- [The task]: Pick out each line with the word "html" from the material that follows.

* Begin Task data *

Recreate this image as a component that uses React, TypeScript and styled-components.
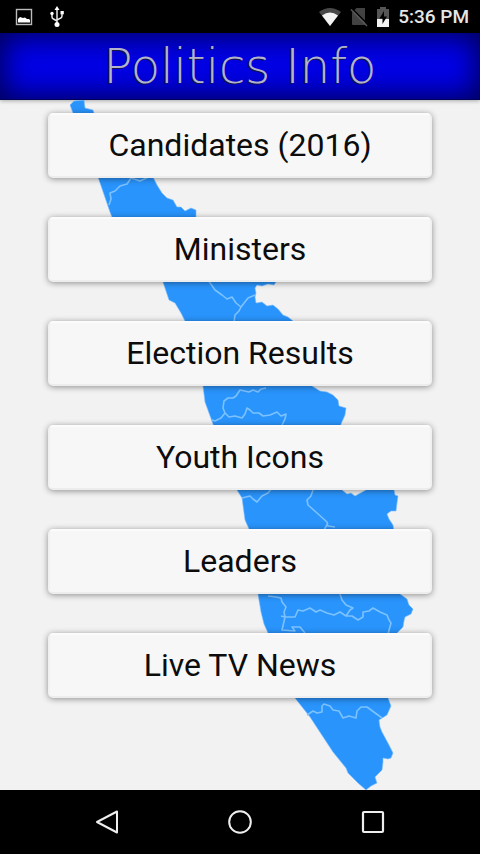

* End Task data *
* Begin Task data *

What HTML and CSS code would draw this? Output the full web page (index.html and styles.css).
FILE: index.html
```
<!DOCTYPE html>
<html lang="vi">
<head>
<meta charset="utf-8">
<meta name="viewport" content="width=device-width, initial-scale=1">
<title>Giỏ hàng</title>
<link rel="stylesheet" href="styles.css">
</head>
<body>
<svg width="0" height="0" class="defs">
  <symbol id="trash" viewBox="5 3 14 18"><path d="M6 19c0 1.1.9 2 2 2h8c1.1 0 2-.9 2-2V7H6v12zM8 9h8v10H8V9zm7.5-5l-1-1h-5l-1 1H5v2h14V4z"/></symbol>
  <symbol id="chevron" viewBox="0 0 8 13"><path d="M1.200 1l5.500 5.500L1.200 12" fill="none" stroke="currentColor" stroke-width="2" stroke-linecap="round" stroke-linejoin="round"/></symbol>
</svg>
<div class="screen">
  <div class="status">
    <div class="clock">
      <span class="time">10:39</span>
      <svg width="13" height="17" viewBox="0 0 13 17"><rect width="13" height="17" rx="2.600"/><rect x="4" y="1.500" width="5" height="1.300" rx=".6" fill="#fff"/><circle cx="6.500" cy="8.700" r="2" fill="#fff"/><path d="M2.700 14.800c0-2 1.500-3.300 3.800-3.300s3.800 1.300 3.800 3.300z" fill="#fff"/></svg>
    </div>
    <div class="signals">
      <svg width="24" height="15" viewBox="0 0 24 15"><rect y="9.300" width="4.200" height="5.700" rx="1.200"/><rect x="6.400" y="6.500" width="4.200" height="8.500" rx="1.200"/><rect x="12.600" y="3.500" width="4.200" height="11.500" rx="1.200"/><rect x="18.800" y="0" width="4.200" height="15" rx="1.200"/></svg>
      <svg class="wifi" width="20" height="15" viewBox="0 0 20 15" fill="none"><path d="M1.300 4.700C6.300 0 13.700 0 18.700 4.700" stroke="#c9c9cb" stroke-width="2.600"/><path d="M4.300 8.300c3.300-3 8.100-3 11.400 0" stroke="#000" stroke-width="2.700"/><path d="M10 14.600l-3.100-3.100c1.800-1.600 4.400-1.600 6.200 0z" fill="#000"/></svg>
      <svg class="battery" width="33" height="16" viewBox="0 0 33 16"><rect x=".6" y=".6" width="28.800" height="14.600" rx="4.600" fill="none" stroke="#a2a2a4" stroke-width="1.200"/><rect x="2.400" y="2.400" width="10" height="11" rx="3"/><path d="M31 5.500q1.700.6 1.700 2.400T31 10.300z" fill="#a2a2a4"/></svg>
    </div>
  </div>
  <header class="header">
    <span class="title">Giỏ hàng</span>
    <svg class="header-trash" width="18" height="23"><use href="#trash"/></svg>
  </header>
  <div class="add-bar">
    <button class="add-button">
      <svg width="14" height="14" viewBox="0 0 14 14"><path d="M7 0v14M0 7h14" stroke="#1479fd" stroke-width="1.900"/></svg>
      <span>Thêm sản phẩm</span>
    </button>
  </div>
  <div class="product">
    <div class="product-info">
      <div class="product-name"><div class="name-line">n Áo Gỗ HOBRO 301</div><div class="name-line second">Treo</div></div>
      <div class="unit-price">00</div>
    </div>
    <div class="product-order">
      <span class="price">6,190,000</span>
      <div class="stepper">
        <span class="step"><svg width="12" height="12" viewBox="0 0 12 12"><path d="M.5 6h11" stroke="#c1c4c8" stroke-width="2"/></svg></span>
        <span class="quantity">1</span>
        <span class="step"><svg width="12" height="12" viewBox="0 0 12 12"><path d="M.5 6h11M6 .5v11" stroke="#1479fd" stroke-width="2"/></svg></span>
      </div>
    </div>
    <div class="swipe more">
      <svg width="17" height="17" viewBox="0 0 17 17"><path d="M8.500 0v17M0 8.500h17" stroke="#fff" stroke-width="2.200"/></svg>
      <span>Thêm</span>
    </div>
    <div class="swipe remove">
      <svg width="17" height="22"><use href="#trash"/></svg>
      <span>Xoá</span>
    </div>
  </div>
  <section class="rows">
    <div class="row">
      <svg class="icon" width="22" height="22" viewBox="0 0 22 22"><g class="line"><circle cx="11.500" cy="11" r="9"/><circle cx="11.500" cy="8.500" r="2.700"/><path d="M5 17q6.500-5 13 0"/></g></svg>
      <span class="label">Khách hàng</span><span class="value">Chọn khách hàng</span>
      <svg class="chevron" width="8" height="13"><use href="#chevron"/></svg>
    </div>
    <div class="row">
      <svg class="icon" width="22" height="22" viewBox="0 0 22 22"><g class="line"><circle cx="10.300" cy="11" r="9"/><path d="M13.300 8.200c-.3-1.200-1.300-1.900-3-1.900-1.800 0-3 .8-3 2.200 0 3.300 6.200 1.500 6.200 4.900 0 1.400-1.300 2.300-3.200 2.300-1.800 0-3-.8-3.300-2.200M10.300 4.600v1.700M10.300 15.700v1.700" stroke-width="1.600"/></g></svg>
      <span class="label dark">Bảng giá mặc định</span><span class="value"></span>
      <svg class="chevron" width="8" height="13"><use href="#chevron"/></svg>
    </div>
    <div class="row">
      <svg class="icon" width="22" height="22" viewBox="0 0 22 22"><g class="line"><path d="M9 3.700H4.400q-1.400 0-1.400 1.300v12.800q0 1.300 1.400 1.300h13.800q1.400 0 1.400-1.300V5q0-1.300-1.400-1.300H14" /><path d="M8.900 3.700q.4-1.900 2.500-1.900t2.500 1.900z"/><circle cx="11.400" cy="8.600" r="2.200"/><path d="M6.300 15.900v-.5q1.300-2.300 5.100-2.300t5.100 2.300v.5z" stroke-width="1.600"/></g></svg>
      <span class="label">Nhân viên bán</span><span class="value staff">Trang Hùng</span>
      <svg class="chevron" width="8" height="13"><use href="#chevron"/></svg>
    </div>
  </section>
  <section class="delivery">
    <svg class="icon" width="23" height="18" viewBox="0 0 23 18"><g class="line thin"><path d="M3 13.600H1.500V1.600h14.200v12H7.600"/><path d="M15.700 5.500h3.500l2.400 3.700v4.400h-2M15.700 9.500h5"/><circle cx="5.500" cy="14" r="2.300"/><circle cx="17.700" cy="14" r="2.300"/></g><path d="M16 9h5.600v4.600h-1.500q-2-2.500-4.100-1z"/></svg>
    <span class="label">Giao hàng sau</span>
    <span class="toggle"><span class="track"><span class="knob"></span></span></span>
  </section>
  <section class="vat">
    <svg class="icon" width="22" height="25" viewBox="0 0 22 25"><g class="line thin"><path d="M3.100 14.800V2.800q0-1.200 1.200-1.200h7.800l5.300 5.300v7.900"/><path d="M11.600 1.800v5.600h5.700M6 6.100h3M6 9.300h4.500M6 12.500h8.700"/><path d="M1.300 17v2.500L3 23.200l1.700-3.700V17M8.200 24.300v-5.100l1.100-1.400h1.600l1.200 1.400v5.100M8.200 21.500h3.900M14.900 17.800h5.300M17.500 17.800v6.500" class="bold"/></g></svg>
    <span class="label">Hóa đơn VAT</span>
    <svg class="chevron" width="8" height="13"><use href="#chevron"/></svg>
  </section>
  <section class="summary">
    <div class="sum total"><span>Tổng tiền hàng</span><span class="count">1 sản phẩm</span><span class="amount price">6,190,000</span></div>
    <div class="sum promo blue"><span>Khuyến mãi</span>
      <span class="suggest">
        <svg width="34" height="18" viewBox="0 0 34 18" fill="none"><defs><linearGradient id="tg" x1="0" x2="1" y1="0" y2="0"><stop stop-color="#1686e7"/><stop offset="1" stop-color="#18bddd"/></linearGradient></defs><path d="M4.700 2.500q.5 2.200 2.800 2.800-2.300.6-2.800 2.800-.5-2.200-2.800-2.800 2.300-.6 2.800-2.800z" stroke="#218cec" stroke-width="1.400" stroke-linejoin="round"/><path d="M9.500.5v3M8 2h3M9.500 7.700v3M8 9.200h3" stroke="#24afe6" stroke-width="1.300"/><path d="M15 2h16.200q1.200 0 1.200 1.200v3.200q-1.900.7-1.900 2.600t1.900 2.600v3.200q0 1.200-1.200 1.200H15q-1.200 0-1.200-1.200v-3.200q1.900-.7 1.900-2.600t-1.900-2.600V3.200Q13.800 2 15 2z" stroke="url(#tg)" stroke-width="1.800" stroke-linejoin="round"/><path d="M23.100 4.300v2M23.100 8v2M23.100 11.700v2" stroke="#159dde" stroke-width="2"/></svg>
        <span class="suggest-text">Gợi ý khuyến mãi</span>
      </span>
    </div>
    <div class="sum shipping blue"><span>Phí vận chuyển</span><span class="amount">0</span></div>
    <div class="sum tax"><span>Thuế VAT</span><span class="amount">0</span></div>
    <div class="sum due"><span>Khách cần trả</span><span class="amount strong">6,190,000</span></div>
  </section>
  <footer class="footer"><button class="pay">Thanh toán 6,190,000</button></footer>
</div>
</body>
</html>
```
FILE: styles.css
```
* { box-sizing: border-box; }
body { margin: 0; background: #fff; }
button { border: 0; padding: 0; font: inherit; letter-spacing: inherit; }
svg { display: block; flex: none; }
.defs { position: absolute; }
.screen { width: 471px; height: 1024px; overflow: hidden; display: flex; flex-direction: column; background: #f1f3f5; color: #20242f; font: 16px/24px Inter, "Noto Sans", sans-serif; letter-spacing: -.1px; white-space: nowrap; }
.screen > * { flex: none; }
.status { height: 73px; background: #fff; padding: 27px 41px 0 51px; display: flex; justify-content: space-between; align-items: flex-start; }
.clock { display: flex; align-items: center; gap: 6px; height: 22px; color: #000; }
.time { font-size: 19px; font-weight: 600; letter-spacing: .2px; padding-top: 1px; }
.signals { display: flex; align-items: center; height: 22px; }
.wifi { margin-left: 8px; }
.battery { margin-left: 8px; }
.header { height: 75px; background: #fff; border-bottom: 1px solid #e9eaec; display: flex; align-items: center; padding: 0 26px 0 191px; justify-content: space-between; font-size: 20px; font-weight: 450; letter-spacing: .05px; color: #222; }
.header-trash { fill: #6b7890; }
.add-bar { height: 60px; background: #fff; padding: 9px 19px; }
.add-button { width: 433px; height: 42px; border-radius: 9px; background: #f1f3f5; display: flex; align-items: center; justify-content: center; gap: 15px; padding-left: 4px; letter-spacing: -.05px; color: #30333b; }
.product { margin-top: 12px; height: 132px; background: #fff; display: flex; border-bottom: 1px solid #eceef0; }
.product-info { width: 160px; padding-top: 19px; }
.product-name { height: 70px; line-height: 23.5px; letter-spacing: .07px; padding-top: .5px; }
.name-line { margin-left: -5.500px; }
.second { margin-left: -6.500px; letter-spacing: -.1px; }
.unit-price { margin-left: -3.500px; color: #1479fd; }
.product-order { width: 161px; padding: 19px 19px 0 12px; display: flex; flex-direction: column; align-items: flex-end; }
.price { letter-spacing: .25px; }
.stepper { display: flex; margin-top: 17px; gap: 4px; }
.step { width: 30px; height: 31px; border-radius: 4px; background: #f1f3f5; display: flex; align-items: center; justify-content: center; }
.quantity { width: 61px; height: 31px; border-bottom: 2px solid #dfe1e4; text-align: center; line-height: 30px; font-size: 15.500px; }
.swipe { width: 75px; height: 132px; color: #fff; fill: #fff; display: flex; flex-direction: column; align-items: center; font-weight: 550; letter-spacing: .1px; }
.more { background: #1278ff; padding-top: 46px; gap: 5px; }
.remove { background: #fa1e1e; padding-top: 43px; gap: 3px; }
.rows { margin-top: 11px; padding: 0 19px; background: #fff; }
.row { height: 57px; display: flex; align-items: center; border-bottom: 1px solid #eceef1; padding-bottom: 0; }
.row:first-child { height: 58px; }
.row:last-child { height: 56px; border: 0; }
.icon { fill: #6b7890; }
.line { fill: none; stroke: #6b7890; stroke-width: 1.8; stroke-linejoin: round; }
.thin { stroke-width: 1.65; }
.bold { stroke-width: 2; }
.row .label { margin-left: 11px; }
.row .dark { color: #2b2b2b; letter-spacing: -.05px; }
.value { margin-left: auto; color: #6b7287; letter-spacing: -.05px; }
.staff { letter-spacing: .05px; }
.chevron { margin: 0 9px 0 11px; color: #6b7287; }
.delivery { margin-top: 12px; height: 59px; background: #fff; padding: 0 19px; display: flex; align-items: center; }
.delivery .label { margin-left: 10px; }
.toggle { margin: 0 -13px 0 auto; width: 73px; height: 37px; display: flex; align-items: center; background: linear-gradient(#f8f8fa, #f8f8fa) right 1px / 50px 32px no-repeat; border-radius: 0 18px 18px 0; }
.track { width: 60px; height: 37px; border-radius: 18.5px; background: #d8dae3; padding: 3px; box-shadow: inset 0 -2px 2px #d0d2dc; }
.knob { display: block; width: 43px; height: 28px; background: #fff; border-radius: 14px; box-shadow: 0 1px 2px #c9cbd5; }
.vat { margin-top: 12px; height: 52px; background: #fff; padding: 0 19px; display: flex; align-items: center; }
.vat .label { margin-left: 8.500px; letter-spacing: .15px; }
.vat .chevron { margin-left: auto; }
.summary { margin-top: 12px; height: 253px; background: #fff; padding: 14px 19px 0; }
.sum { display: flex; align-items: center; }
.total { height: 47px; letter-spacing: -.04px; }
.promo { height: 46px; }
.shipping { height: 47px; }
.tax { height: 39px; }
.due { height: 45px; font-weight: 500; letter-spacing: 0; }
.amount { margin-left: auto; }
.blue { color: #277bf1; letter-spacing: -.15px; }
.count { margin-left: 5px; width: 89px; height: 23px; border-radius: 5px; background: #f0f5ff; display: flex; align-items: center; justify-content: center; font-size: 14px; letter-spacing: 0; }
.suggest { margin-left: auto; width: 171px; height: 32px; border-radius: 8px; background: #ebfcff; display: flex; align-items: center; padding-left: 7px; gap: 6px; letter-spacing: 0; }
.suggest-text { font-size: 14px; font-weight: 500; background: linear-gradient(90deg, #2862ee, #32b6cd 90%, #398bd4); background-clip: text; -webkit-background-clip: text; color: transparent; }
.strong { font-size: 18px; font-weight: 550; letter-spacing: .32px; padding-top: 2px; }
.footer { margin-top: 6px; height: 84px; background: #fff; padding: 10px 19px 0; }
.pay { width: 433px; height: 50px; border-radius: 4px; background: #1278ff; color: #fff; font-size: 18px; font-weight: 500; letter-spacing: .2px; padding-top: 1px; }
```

* End Task data *

- [Result for this task]:
What HTML and CSS code would draw this? Output the full web page (index.html and styles.css).
FILE: index.html
<!DOCTYPE html>
<html lang="vi">
</html>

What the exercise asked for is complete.